そこで、鍼灸の働きがどこにあるのかとの疑問が浮かんでくる。まず、鍼灸は神経系を介して全身に影響をもたらす。自律神経系、辺縁系、大脳皮質系に対して、それぞれに作用するからである(下図)。他方、鍼灸が腸管系に達する道筋の一つに、鍼灸によって腸内細菌叢の姿が変わるという事実がある。腸管の生理的状態が整えば、腸内細菌の姿も変わる。こうして鍼灸は「腸管と脳」という2大ネットワークを整える技法なのである。
生命体の基本は、細胞にある。その基本構造は、細胞膜、細胞内小器官、細胞質や核、更には核酸、そして最終的には原子(原子核と電子)に達する。こうして、現れた物質としての最小単位を素粒子と呼び、その実態を量子と呼ぶ。生命体に閉じ込められた最小単位である量子は、核融合や核爆発などのように一気に膨大なエネルギーを放出しない変わりに変幻自在に姿を変える特殊なエネルギー状態である。量子とは、粒子であり波動であるとされる。量子は宇宙形成にも関わる。東洋哲学の基である易経では、始まりは太極にあるとし、そこから陰陽、三才、五行へと枝分かれする。その中で、生命体が生まれたと考えた。こうして、生命体に閉じ込められた量子の中に、粒子と波動という太極の働きを見る。

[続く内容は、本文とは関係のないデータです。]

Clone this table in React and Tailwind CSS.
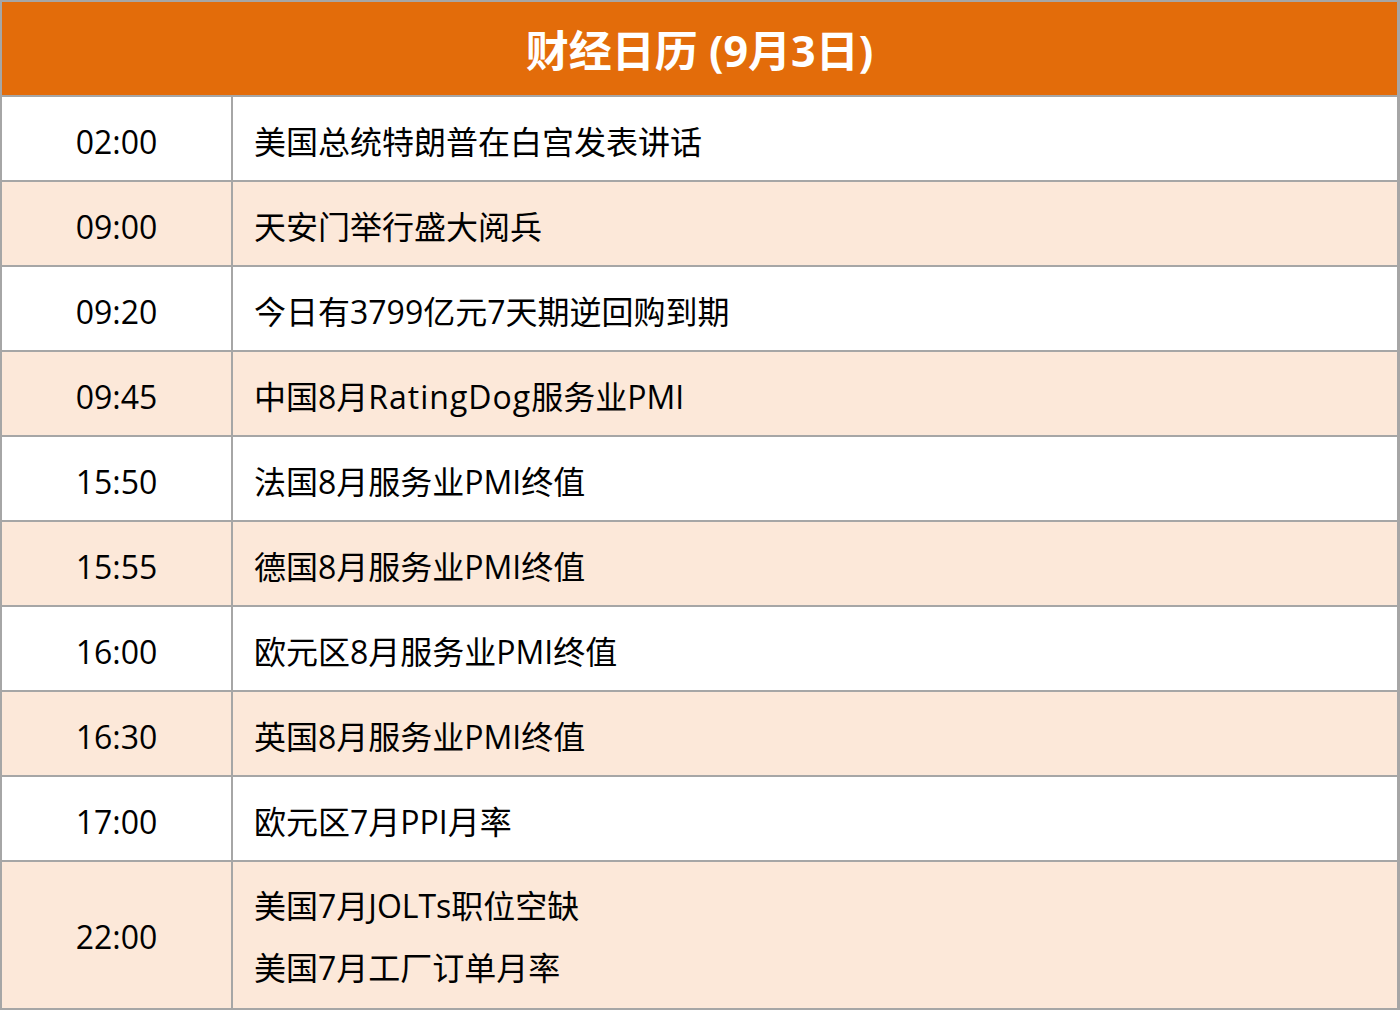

翻って魂が何たるかは未だ解明されない大きな問題であるが、鍼灸の働きを通して、生命の基本的単位の中にそれを知るべしか。
【湯浅龍彦先生のご講演概要】
[結論]
腸脳相関から始めて、身体の中の宇宙を見て来た。宇宙と同様に生命体の基本単位も、量子(エネルギー)であり、鍼灸は、身体のネットワークを整え、魂を鼓舞し、生命の根源に達する技である(令和4年7月8日)。